# Given information start
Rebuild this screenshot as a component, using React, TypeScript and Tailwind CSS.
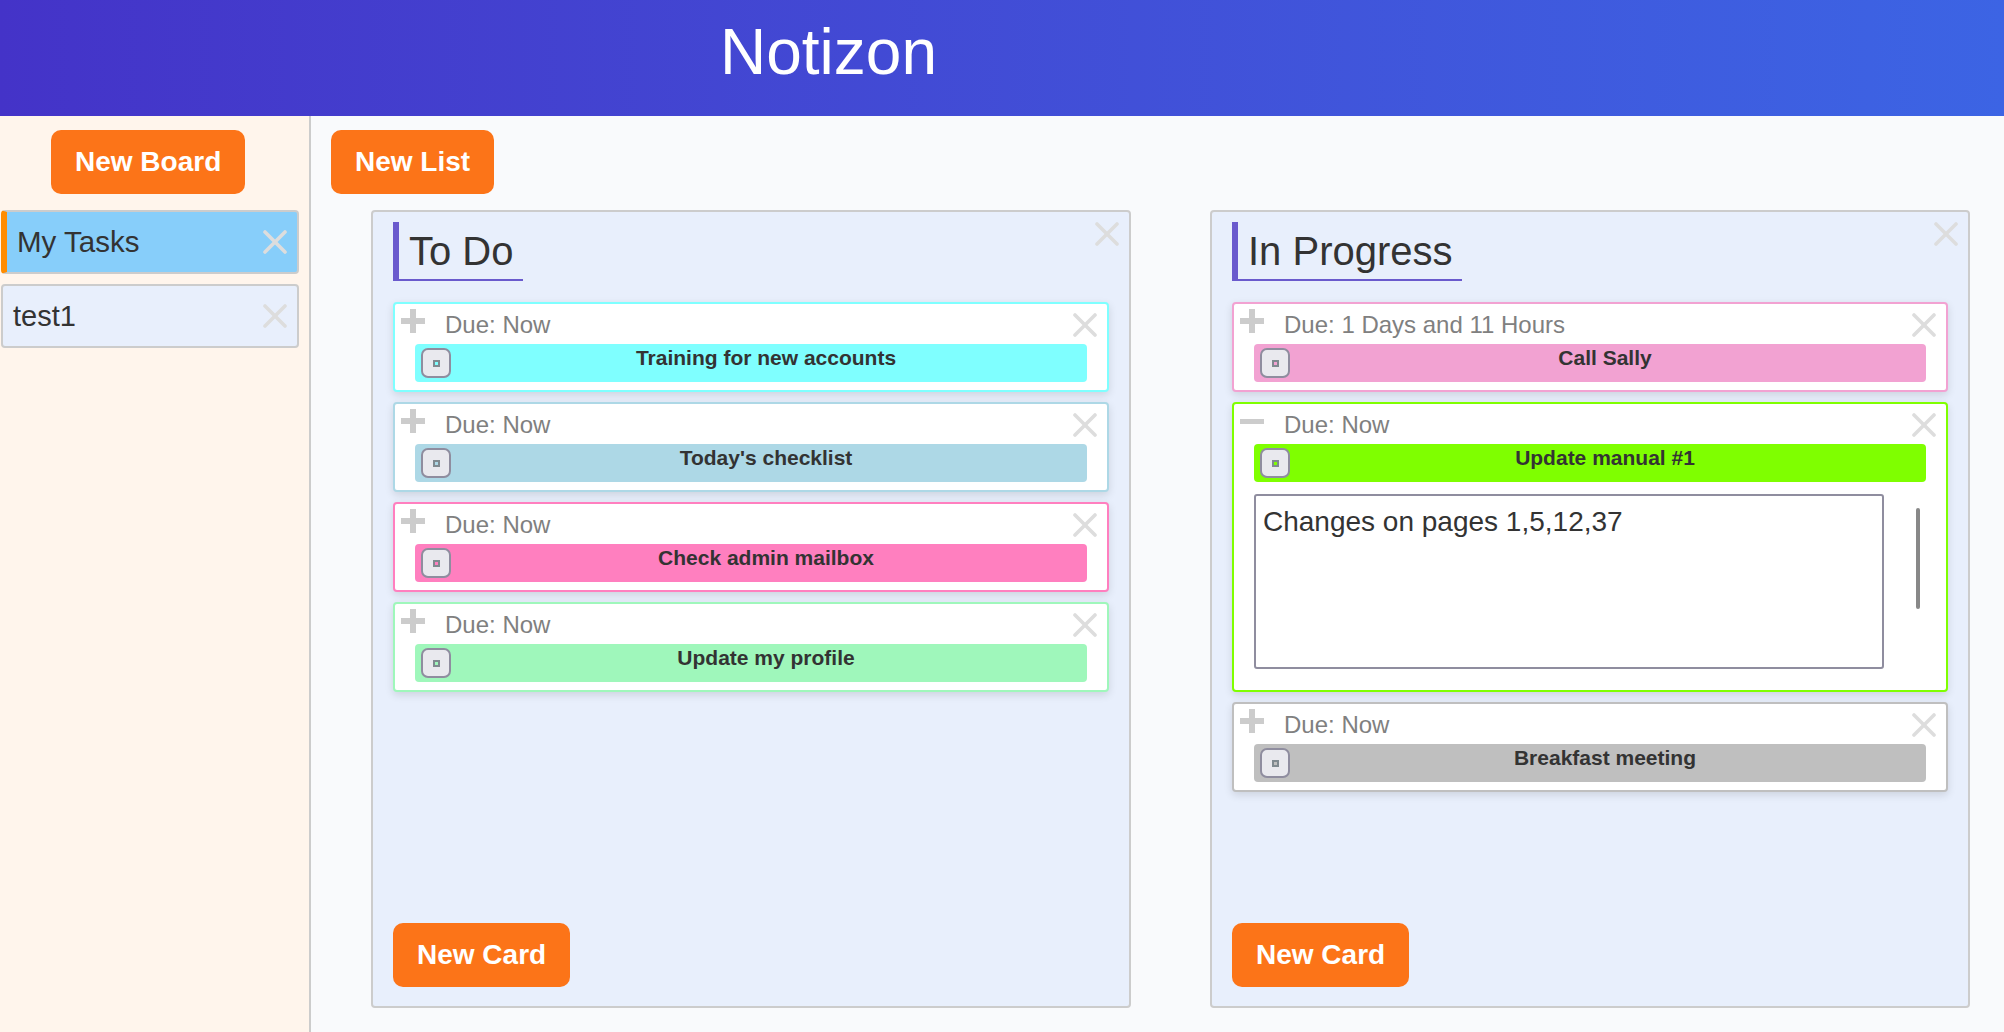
const FONT = "font-['Liberation_Sans',Arial,sans-serif]";

function CloseIcon({ className }: { className: string }) {
  return (
    <svg viewBox="0 0 24 24" className={className} fill="none" stroke="#dddddd" strokeWidth="3.6" strokeLinecap="round">
      <path d="M2 2 22 22" />
      <path d="M22 2 2 22" />
    </svg>
  );
}

function PlusIcon() {
  return (
    <svg viewBox="0 0 24 24" className="w-6 h-6 mt-[5px] shrink-0" fill="#cccccc">
      <path d="M9 0h6v9h9v6h-9v9H9v-9H0V9h9z" />
    </svg>
  );
}

function MinusIcon() {
  return (
    <svg viewBox="0 0 24 24" className="w-6 h-6 mt-[6px] shrink-0" fill="#cccccc">
      <rect x="0" y="9" width="24" height="5" />
    </svg>
  );
}

function OrangeButton({ label, className }: { label: string; className: string }) {
  return (
    <button className={`h-16 px-6 rounded-[10px] bg-[#fc7418] text-white font-bold text-[28px] ${className}`}>
      {label}
    </button>
  );
}

type CardData = {
  due: string;
  title: string;
  border: string;
  bar: string;
  notes?: string;
};

function Card({ due, title, border, bar, notes }: CardData) {
  return (
    <div className={`w-[716px] border-2 rounded-[4px] bg-white shadow-[0_3px_8px_rgba(0,0,0,0.12)] ${border}`}>
      <div className="flex items-start h-10 pl-[6px] pr-[10px]">
        {notes ? <MinusIcon /> : <PlusIcon />}
        <div className="ml-5 mt-[7px] flex-1 text-[24px] leading-[28px] text-[#808080]">Due: {due}</div>
        <CloseIcon className="w-6 h-6 mt-[9px] shrink-0" />
      </div>
      <div className={`flex mx-5 h-[38px] rounded-[4px] ${bar}`}>
        <div className="w-[30px] h-[30px] mt-1 ml-[6px] shrink-0 flex items-center justify-center rounded-[7px] border-2 border-[#8f8d9f] bg-[#e9e9ee]">
          <div className={`w-[7px] h-[7px] border-2 border-[#808a90] ${bar}`} />
        </div>
        <div className="flex-1 pr-[6px] pt-[2px] text-center text-[21px] leading-[24px] font-bold text-[#333333]">{title}</div>
      </div>
      {notes ? (
        <div className="flex items-start ml-5 mt-3 mb-[21px]">
          <textarea
            readOnly
            defaultValue={notes}
            className="w-[630px] h-[175px] resize-none outline-none border-2 border-[#8f8d9f] rounded-[3px] pl-[7px] pr-[6px] pt-[10px] pb-[6px] text-[28px] leading-[32px] text-[#333333] bg-white"
          />
          <div className="ml-8 mt-[14px] w-1 h-[101px] rounded-[2px] bg-[#888888]" />
        </div>
      ) : (
        <div className="h-2" />
      )}
    </div>
  );
}

function List({ title, cards }: { title: string; cards: CardData[] }) {
  return (
    <div className="w-[760px] h-[798px] flex flex-col border-2 border-[#cccccc] rounded-[4px] bg-[#e8effc] pl-5 pr-[10px] pt-[10px] pb-[19px]">
      <div className="flex items-start justify-between">
        <div className="h-[59px] flex items-center border-l-[6px] border-b-2 border-[#6a5acd] pl-[10px] pr-[9px] pt-[1px] text-[40px] text-[#333333]">
          {title}
        </div>
        <CloseIcon className="w-6 h-6" />
      </div>
      <div className="flex flex-col gap-[10px] mt-[21px]">
        {cards.map((c) => (
          <Card key={c.title} {...c} />
        ))}
      </div>
      <OrangeButton label="New Card" className="mt-auto self-start" />
    </div>
  );
}

const todo: CardData[] = [
  { due: "Now", title: "Training for new accounts", border: "border-[#7fffff]", bar: "bg-[#7fffff]" },
  { due: "Now", title: "Today's checklist", border: "border-[#add8e6]", bar: "bg-[#add8e6]" },
  { due: "Now", title: "Check admin mailbox", border: "border-[#ff7fbf]", bar: "bg-[#ff7fbf]" },
  { due: "Now", title: "Update my profile", border: "border-[#9ff7bb]", bar: "bg-[#9ff7bb]" },
];

const progress: CardData[] = [
  { due: "1 Days and 11 Hours", title: "Call Sally", border: "border-[#f2a2d2]", bar: "bg-[#f2a2d2]" },
  { due: "Now", title: "Update manual #1", border: "border-[#7fff00]", bar: "bg-[#7fff00]", notes: "Changes on pages 1,5,12,37" },
  { due: "Now", title: "Breakfast meeting", border: "border-[#bfbfbf]", bar: "bg-[#bfbfbf]" },
];

export default function App() {
  return (
    <div className={`h-[1032px] flex flex-col overflow-hidden ${FONT}`}>
      <header className="h-[116px] shrink-0 flex items-center pl-[720px] pb-[12px] bg-gradient-to-r from-[#4433c8] to-[#3c64e4]">
        <h1 className="text-[64px] text-white">Notizon</h1>
      </header>
      <div className="flex flex-1 min-h-0">
        <aside className="w-[311px] shrink-0 border-r-2 border-[#cccccc] bg-[#fff5ec] pt-[14px] pl-[1px] pr-[10px]">
          <OrangeButton label="New Board" className="ml-[50px]" />
          <div className="flex flex-col gap-[10px] mt-4">
            <div className="h-16 flex items-center justify-between rounded-[4px] border-2 border-l-[6px] border-[#cccccc] border-l-[#ff8c00] bg-[#87cefa] pl-[10px] pr-[10px]">
              <span className="text-[29.5px] text-[#333333] pt-[1px]">My Tasks</span>
              <CloseIcon className="w-6 h-6" />
            </div>
            <div className="h-16 flex items-center justify-between rounded-[4px] border-2 border-[#cccccc] bg-[#e8effc] pl-[10px] pr-[10px]">
              <span className="text-[29px] text-[#333333] pt-[1px]">test1</span>
              <CloseIcon className="w-6 h-6" />
            </div>
          </div>
        </aside>
        <main className="flex-1 min-w-0 bg-[#f9fafc] pt-[14px] pl-5">
          <OrangeButton label="New List" className="" />
          <div className="flex gap-[79px] mt-4 ml-10">
            <List title="To Do" cards={todo} />
            <List title="In Progress" cards={progress} />
          </div>
        </main>
      </div>
    </div>
  );
}
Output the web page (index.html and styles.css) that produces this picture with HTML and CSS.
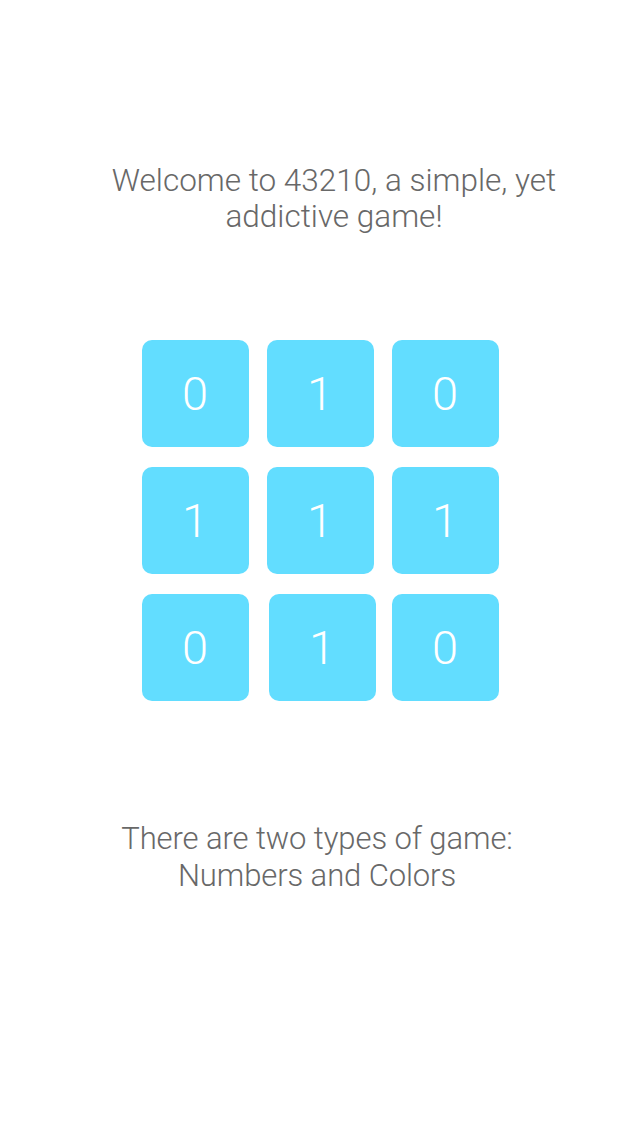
FILE: index.html
```html
<!DOCTYPE html>
<html lang="en">
<head>
<meta charset="utf-8">
<title>43210</title>
<link rel="stylesheet" href="styles.css">
</head>
<body>
<main class="screen">
  <p class="intro">Welcome to 43210, a simple, yet<br>addictive game!</p>
  <div class="board">
    <div class="tile">0</div>
    <div class="tile">1</div>
    <div class="tile">0</div>
    <div class="tile">1</div>
    <div class="tile">1</div>
    <div class="tile">1</div>
    <div class="tile">0</div>
    <div class="tile tile-shift">1</div>
    <div class="tile">0</div>
  </div>
  <p class="outro">There are two types of game:<br>Numbers and Colors</p>
</main>
</body>
</html>
```

FILE: styles.css
```css
html, body {
  margin: 0;
  padding: 0;
  background: #ffffff;
}

.screen {
  width: 640px;
  height: 1136px;
  display: flex;
  flex-direction: column;
  align-items: center;
  font-family: Roboto, "Helvetica Neue", "Liberation Sans", sans-serif;
  font-weight: 300;
  color: #686868;
  box-sizing: border-box;
  padding-top: 163px;
}

.intro {
  margin: 0 0 0 28px;
  font-size: 31.5px;
  line-height: 36px;
  text-align: center;
  letter-spacing: 0;
}

.board {
  margin-top: 105px;
  display: grid;
  grid-template-columns: repeat(3, 107px);
  grid-auto-rows: 107px;
  column-gap: 18px;
  row-gap: 20px;
}

.tile {
  background: #62ddff;
  border-radius: 10px;
  color: #ffffff;
  font-size: 47px;
  font-weight: 300;
  display: flex;
  align-items: center;
  justify-content: center;
}

.tile-shift {
  margin-left: 2px;
  margin-right: -2px;
}

.outro {
  margin: 119px 6px 0 0;
  font-size: 31px;
  line-height: 37px;
  text-align: center;
  letter-spacing: -0.1px;
}
```
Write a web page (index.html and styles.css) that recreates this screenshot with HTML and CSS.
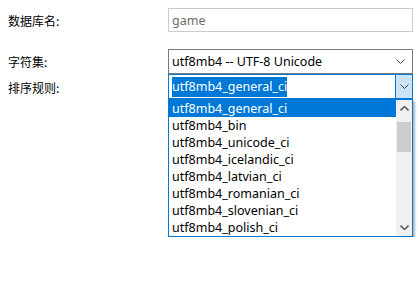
# Given information end
• [Written exercise]:
Scan the listing above. Collect all lines with the word "index".

• [Result for this exercise]:
Output the web page (index.html and styles.css) that produces this picture with HTML and CSS.
FILE: index.html
Write a web page (index.html and styles.css) that recreates this screenshot with HTML and CSS.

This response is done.